A cycle is a finite path of \( c = \left( {{\mathbf{s}}^{1} ,{\mathbf{s}}^{2} , \ldots ,{\mathbf{s}}^{\varvec{l}} } \right) \) in which, \( {\mathbf{s}}^{1} = {\mathbf{s}}^{\varvec{l}} \). This cycle is called an improvement cycle if c is an improvement path.

Considering mentioned definitions, Theorem 2 is brought out which proves the decisive convergence of Ordinal Potential games under certain circumstances and is a step ahead to prove the convergence of our network.

Theorem 2 (ordinal potential games have FIP)

As is mentioned in [12] having FIP in a finite game \( G = \left( {N,\varvec{S},\left\{ {u_{i} } \right\}} \right) \) is equivalent to not having improvement cycles in it, thus below is offered the proof of Ordinal Potential games having FIP:Consider an Improvement cycle of \( c = \left( {{\mathbf{s}}^{1} ,{\mathbf{s}}^{2} , \ldots ,{\mathbf{s}}^{\varvec{l}} } \right) \), in which:

$$ {\mathbf{s}}^{1} = {\mathbf{s}}^{\varvec{l}} {\text{and }}\forall 1 \le k \le l:u_{i} \left( {{\mathbf{s}}^{{{\mathbf{k}} + 1}} } \right) > u_{i} \left( {{\mathbf{s}}^{{\mathbf{k}}} } \right)\quad \forall 1 \le k \le l $$

(14)

Where i is the unique deviator in kth step.
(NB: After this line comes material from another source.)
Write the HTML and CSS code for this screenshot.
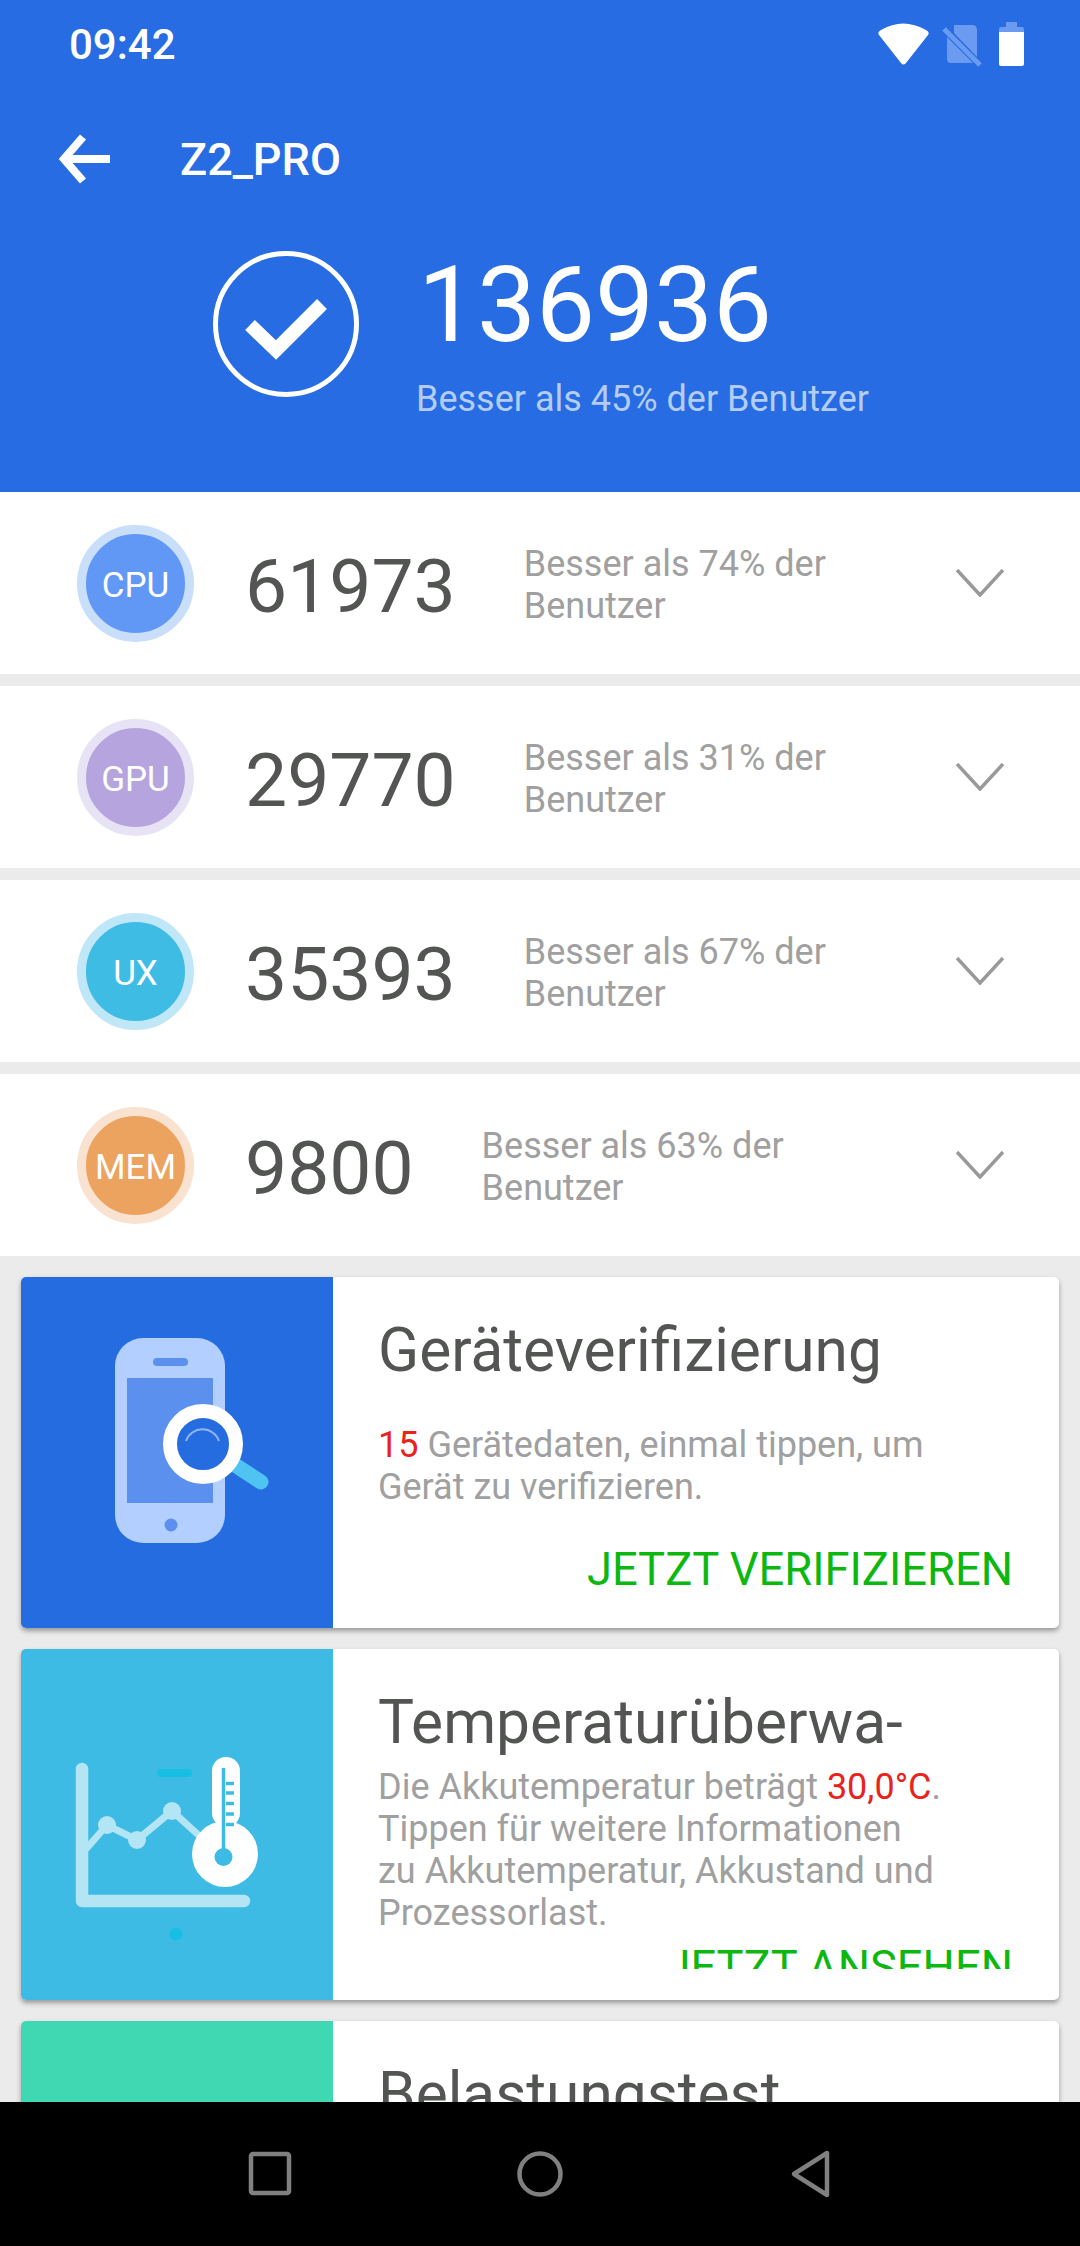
FILE: index.html
```html
<!DOCTYPE html>
<html lang="de">
<head>
<meta charset="utf-8">
<title>Z2_PRO</title>
<link rel="stylesheet" href="styles.css">
</head>
<body>
<div class="app">
  <header class="header">
    <div class="status">
      <span class="time">09:42</span>
      <svg class="status-icons" width="156" height="50" viewBox="875 18 156 50">
        <path class="w" d="M881 29Q903 16 926 29Q930 31 928 34L906 62Q903 65 901 62L879 34Q877 31 881 29Z"/>
        <path class="dim" d="M954 24H972Q977 24 977 29V56L954 32ZM947 36L973 62H951Q947 62 947 58Z"/>
        <path class="dimline" d="M944 28L980 64"/>
        <path class="dim" d="M1006 21H1017V26H1022Q1024 26 1024 28V31H999V28Q999 26 1001 26H1006Z"/>
        <path class="w" d="M999 31H1024V63Q1024 65 1022 65H1001Q999 65 999 63Z"/>
      </svg>
    </div>
    <div class="toolbar">
      <svg class="back" width="54" height="54" viewBox="0 0 54 54"><path d="M25 5L6 27L25 49M6 27H52" /></svg>
      <span class="device">Z2_PRO</span>
    </div>
    <div class="score">
      <svg class="check" width="148" height="148" viewBox="0 0 148 148">
        <circle cx="74" cy="74" r="70.500"/>
        <path d="M38 75L64 100L110 54"/>
      </svg>
      <div class="score-text">
        <div class="score-num">136936</div>
        <div class="score-sub">Besser als 45% der Benutzer</div>
      </div>
    </div>
  </header>

  <main class="main">
    <section class="row">
      <div class="badge badge-cpu"><span>CPU</span></div>
      <div class="num">61973</div>
      <div class="desc">Besser als 74% der Benutzer</div>
      <svg class="chev" width="48" height="28" viewBox="0 0 48 28"><path d="M1 1L24 26L47 1"/></svg>
    </section>
    <section class="row">
      <div class="badge badge-gpu"><span>GPU</span></div>
      <div class="num">29770</div>
      <div class="desc">Besser als 31% der Benutzer</div>
      <svg class="chev" width="48" height="28" viewBox="0 0 48 28"><path d="M1 1L24 26L47 1"/></svg>
    </section>
    <section class="row">
      <div class="badge badge-ux"><span>UX</span></div>
      <div class="num">35393</div>
      <div class="desc">Besser als 67% der Benutzer</div>
      <svg class="chev" width="48" height="28" viewBox="0 0 48 28"><path d="M1 1L24 26L47 1"/></svg>
    </section>
    <section class="row">
      <div class="badge badge-mem"><span>MEM</span></div>
      <div class="num">9800</div>
      <div class="desc">Besser als 63% der Benutzer</div>
      <svg class="chev" width="48" height="28" viewBox="0 0 48 28"><path d="M1 1L24 26L47 1"/></svg>
    </section>

    <div class="cards">
      <article class="card">
        <div class="panel panel-blue">
          <svg width="312" height="351" viewBox="21 1277 312 351">
            <rect x="115" y="1338" width="110" height="205" rx="28" fill="#b3cfff"/>
            <rect x="153" y="1358" width="35" height="8" rx="4" fill="#5b90ef"/>
            <rect x="127" y="1378" width="86" height="125" fill="#5b90ef"/>
            <circle cx="171" cy="1525" r="6.5" fill="#5b90ef"/>
            <path d="M235 1465L261 1482" stroke="#4fc3f1" stroke-width="15" stroke-linecap="round" fill="none"/>
            <circle cx="203" cy="1444" r="33" fill="#266ce1" stroke="#fff" stroke-width="14"/>
            <path d="M186 1441A17.5 17.5 0 0 1 219 1441" fill="none" stroke="#8fb4f2" stroke-width="2"/>
          </svg>
        </div>
        <div class="body">
          <h2 class="title">Geräteverifizierung</h2>
          <p class="text text-gap"><span class="red">15</span> Gerätedaten, einmal tippen, um Gerät zu verifizieren.</p>
          <div class="action action-gap">JETZT VERIFIZIEREN</div>
        </div>
      </article>

      <article class="card">
        <div class="panel panel-cyan">
          <svg width="312" height="351" viewBox="21 1649 312 351">
            <path d="M82 1769V1901H244" fill="none" stroke="#b3e5f5" stroke-width="12.5" stroke-linecap="round" stroke-linejoin="round"/>
            <path d="M86 1849L107 1825L137 1840L172 1811L205 1841" fill="none" stroke="#b3e5f5" stroke-width="7"/>
            <circle cx="107" cy="1825" r="9" fill="#b3e5f5"/>
            <circle cx="137" cy="1840" r="9" fill="#b3e5f5"/>
            <circle cx="172" cy="1811" r="9" fill="#b3e5f5"/>
            <rect x="157" y="1769" width="35" height="8" rx="4" fill="#17bfe3"/>
            <circle cx="176" cy="1934" r="6.5" fill="#17bfe3"/>
            <rect x="212" y="1757" width="28" height="70" rx="14" fill="#fff"/>
            <circle cx="225" cy="1854" r="33" fill="#fff"/>
            <path d="M223.5 1768V1850M226 1783.5H234M226 1793H234M226 1803.500H234M226 1814H234M226 1824.500H234" fill="none" stroke="#3dbbe4" stroke-width="3.500"/>
            <circle cx="223.500" cy="1857" r="9" fill="#3dbbe4"/>
          </svg>
        </div>
        <div class="body">
          <h2 class="title">Temperaturüberwa-</h2>
          <p class="text text-tight">Die Akkutemperatur beträgt <span class="red">30,0°C</span>. Tippen für weitere Informationen zu Akkutemperatur, Akkustand und Prozessorlast.</p>
          <div class="action">JETZT ANSEHEN</div>
        </div>
      </article>

      <article class="card">
        <div class="panel panel-green"></div>
        <div class="body">
          <h2 class="title">Belastungstest</h2>
        </div>
      </article>
    </div>
  </main>

  <nav class="nav">
    <svg width="64" height="64" viewBox="0 0 64 64"><rect x="13" y="12" width="38" height="39" rx="2"/></svg>
    <svg width="64" height="64" viewBox="0 0 64 64"><circle cx="32" cy="32" r="20.500"/></svg>
    <svg width="64" height="64" viewBox="0 0 64 64"><path d="M16 32L49 11V53Z"/></svg>
  </nav>
</div>
</body>
</html>
```

FILE: styles.css
```css
* { box-sizing: border-box; }
html, body { margin: 0; padding: 0; }
body { font-family: Roboto, "Liberation Sans", sans-serif; background: #ebebeb; }
.app { width: 1080px; height: 2246px; display: flex; flex-direction: column; overflow: hidden; }

.header { height: 492px; flex: none; background: #276ce2; color: #fff; display: flex; flex-direction: column; }
.status { height: 90px; display: flex; align-items: center; justify-content: space-between; padding: 0 49px 0 69px; }
.time { font-size: 42px; font-weight: 500; line-height: 1; }
.status-icons { display: block; margin-top: -2px; }
.status-icons .w { fill: #fff; }
.status-icons .dim { fill: #6a9bf0; }
.status-icons .dimline { stroke: #6a9bf0; stroke-width: 5; fill: none; }

.toolbar { height: 70px; margin-top: 34px; display: flex; align-items: center; padding-left: 58px; gap: 68px; }
.back { display: block; }
.back path { fill: none; stroke: #fff; stroke-width: 8; }
.device { font-size: 45px; font-weight: 500; line-height: 1; }

.score { display: flex; align-items: flex-start; padding: 48px 0 0 212px; gap: 55px; }
.check { display: block; margin-top: 8px; flex: none; }
.check circle { fill: none; stroke: #fff; stroke-width: 5; }
.check path { fill: none; stroke: #fff; stroke-width: 14; }
.score-num { font-size: 105px; font-weight: 400; line-height: 120px; margin: 4px 0 0 3px; }
.score-sub { font-size: 36px; line-height: 42px; color: #b3cdf6; margin-top: 12px; margin-left: 1px; }

.main { flex: 1; min-height: 0; overflow: hidden; display: flex; flex-direction: column; gap: 12px; }
.row { flex: none; height: 182px; background: #fff; display: flex; align-items: center; padding: 0 77px; }
.badge { width: 117px; height: 117px; flex: none; border-radius: 50%; border: 9px solid; display: flex; align-items: center; justify-content: center; color: #fff; font-size: 35px; padding-top: 4px; }
.badge-cpu { background: #6298f5; border-color: #c9def8; }
.badge-gpu { background: #b6a4df; border-color: #e8e2f5; }
.badge-ux { background: #3fbce4; border-color: #bfe7f7; }
.badge-mem { background: #eba35f; border-color: #f9e2d0; }
.num { margin-left: 51px; font-size: 75px; color: #535553; line-height: 1; flex: none; padding-top: 7px; }
.desc { margin-left: 68px; width: 330px; flex: none; font-size: 36px; line-height: 42px; color: #a0a0a0; padding-top: 4px; }
.chev { margin-left: auto; flex: none; display: block; margin-right: -1px; margin-top: -1px; }
.chev path { fill: none; stroke: #999; stroke-width: 3.5; }

.cards { padding: 9px 21px 0; display: flex; flex-direction: column; gap: 21px; }
.card { flex: none; height: 351px; display: flex; background: #fff; border-radius: 5px; box-shadow: 0 3px 5px rgba(0,0,0,.35); overflow: hidden; }
.panel { width: 312px; flex: none; }
.panel svg { display: block; }
.panel-blue { background: #266ce1; }
.panel-cyan { background: #3dbbe4; }
.panel-green { background: #40d8b3; }
.body { flex: 1; min-width: 0; padding: 36px 46px 0 45px; height: 320px; overflow: hidden; }
.title { margin: 0; font-size: 60.4px; font-weight: 400; line-height: 76px; color: #535553; white-space: nowrap; }
.text { margin: 0; max-width: 565px; font-size: 36px; line-height: 42px; color: #a0a0a0; }
.text-gap { margin-top: 35px; }
.text-tight { margin-top: 5px; }
.red { color: #e8231b; }
.action { margin-top: 9px; text-align: right; font-size: 45.3px; line-height: 50px; color: #0cb80f; }
.action-gap { margin-top: 37px; }

.nav { flex: none; height: 144px; background: #000; display: flex; align-items: center; justify-content: center; gap: 206px; }
.nav svg { display: block; }
.nav rect, .nav circle, .nav path { fill: none; stroke: #808080; stroke-width: 4.5; stroke-linejoin: round; }
```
Occurring c in an Ordinal Potential game G ^*with v(·) as its potential function, results in:

$$ \forall 1 \le k \le l :v\left( {{\mathbf{s}}^{{{\mathbf{k}} + 1}} } \right) > v\left( {{\mathbf{s}}^{{\mathbf{k}}} } \right) $$

(15)

That results in: \( v\left( {{\mathbf{s}}^{1} } \right) < v\left( {{\mathbf{s}}^{2} } \right) < \ldots < v\left( {{\mathbf{s}}^{\varvec{l}} } \right) = v\left( {{\mathbf{s}}^{1} } \right) \) which is not possible.Thus there exists no such c which, proving that all Ordinal Potential games have FIP.

1.1 Convergence

Being applied the Asynchronous timing rule and best response decision rule, a game having FIP is proved to enjoy convergence property [12]. For the introduced game, if the number of network users is sufficiently large, the probability of existence of two or more deviators in each step is negligible. Hence, the game is an ordinal potential one in which all the strategy sequences can be considered as improvement paths and we have proved that all such paths in an ordinal potential game are finite so the strategy sequences converge.